- **Work instructions**
Write out the full listing exactly as given, minus the images.

[Start]

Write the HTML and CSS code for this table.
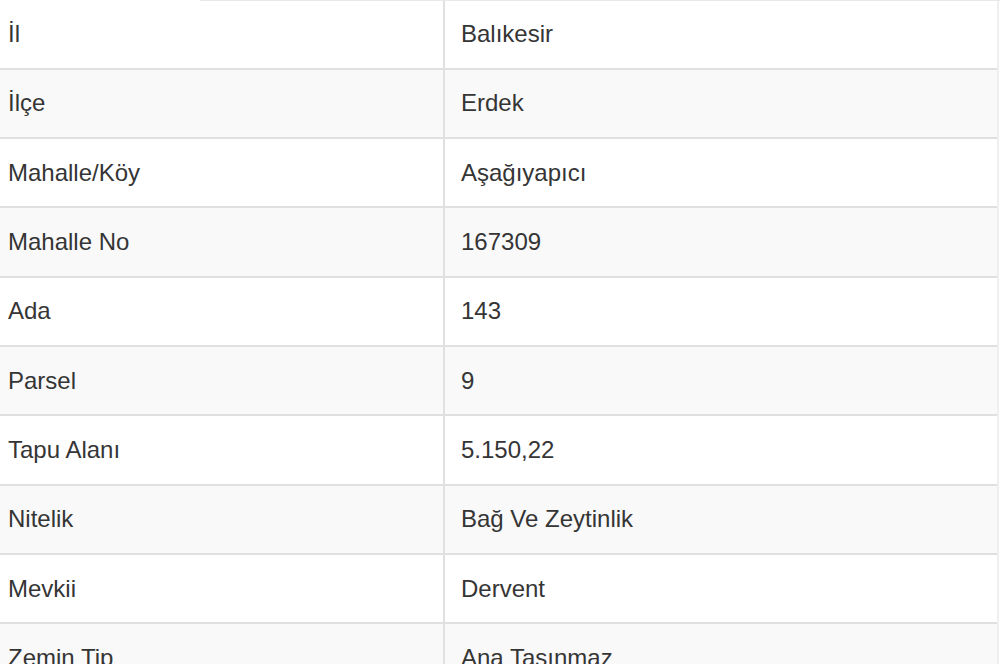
FILE: index.html
```html
<!DOCTYPE html>
<html lang="tr">
<head>
<meta charset="utf-8">
<title>Parsel Bilgileri</title>
<link rel="stylesheet" href="styles.css">
</head>
<body>
<div class="topline"></div>
<div class="table">
  <div class="row"><div class="key">İl</div><div class="val">Balıkesir</div></div>
  <div class="row"><div class="key">İlçe</div><div class="val">Erdek</div></div>
  <div class="row"><div class="key">Mahalle/Köy</div><div class="val">Aşağıyapıcı</div></div>
  <div class="row"><div class="key">Mahalle No</div><div class="val">167309</div></div>
  <div class="row"><div class="key">Ada</div><div class="val">143</div></div>
  <div class="row"><div class="key">Parsel</div><div class="val">9</div></div>
  <div class="row"><div class="key">Tapu Alanı</div><div class="val">5.150,22</div></div>
  <div class="row"><div class="key">Nitelik</div><div class="val">Bağ Ve Zeytinlik</div></div>
  <div class="row"><div class="key">Mevkii</div><div class="val">Dervent</div></div>
  <div class="row"><div class="key">Zemin Tip</div><div class="val">Ana Taşınmaz</div></div>
</div>
</body>
</html>
```
FILE: styles.css
```css
html, body {
  margin: 0;
  padding: 0;
  background: #ffffff;
  overflow: hidden;
  width: 1000px;
  height: 664px;
}
body {
  font-family: "Liberation Sans", Arial, sans-serif;
  font-size: 24px;
  color: #353535;
}
.topline {
  height: 1px;
  margin-left: 200px;
  background: #e8e8e8;
}
.table {
  width: 997px;
  border-right: 2px solid #efefef;
  display: flex;
  flex-direction: column;
}
.row {
  display: grid;
  grid-template-columns: 445px 1fr;
  height: 69.35px;
  box-sizing: border-box;
  border-bottom: 2px solid #e0e0e0;
  align-items: center;
}
.row:first-child {
  height: 68.6px;
}
.row:nth-child(even) {
  background: #f9f9f9;
}
.key {
  height: 100%;
  display: flex;
  align-items: center;
  padding-left: 8px;
  box-sizing: border-box;
  border-right: 2px solid #e0e0e0;
}
.val {
  padding-left: 16px;
}
```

[End]

- **Result**
Write the HTML and CSS code for this table.
FILE: index.html
```html
<!DOCTYPE html>
<html lang="tr">
<head>
<meta charset="utf-8">
<title>Parsel Bilgileri</title>
<link rel="stylesheet" href="styles.css">
</head>
<body>
<div class="topline"></div>
<div class="table">
  <div class="row"><div class="key">İl</div><div class="val">Balıkesir</div></div>
  <div class="row"><div class="key">İlçe</div><div class="val">Erdek</div></div>
  <div class="row"><div class="key">Mahalle/Köy</div><div class="val">Aşağıyapıcı</div></div>
  <div class="row"><div class="key">Mahalle No</div><div class="val">167309</div></div>
  <div class="row"><div class="key">Ada</div><div class="val">143</div></div>
  <div class="row"><div class="key">Parsel</div><div class="val">9</div></div>
  <div class="row"><div class="key">Tapu Alanı</div><div class="val">5.150,22</div></div>
  <div class="row"><div class="key">Nitelik</div><div class="val">Bağ Ve Zeytinlik</div></div>
  <div class="row"><div class="key">Mevkii</div><div class="val">Dervent</div></div>
  <div class="row"><div class="key">Zemin Tip</div><div class="val">Ana Taşınmaz</div></div>
</div>
</body>
</html>
```
FILE: styles.css
```css
html, body {
  margin: 0;
  padding: 0;
  background: #ffffff;
  overflow: hidden;
  width: 1000px;
  height: 664px;
}
body {
  font-family: "Liberation Sans", Arial, sans-serif;
  font-size: 24px;
  color: #353535;
}
.topline {
  height: 1px;
  margin-left: 200px;
  background: #e8e8e8;
}
.table {
  width: 997px;
  border-right: 2px solid #efefef;
  display: flex;
  flex-direction: column;
}
.row {
  display: grid;
  grid-template-columns: 445px 1fr;
  height: 69.35px;
  box-sizing: border-box;
  border-bottom: 2px solid #e0e0e0;
  align-items: center;
}
.row:first-child {
  height: 68.6px;
}
.row:nth-child(even) {
  background: #f9f9f9;
}
.key {
  height: 100%;
  display: flex;
  align-items: center;
  padding-left: 8px;
  box-sizing: border-box;
  border-right: 2px solid #e0e0e0;
}
.val {
  padding-left: 16px;
}
```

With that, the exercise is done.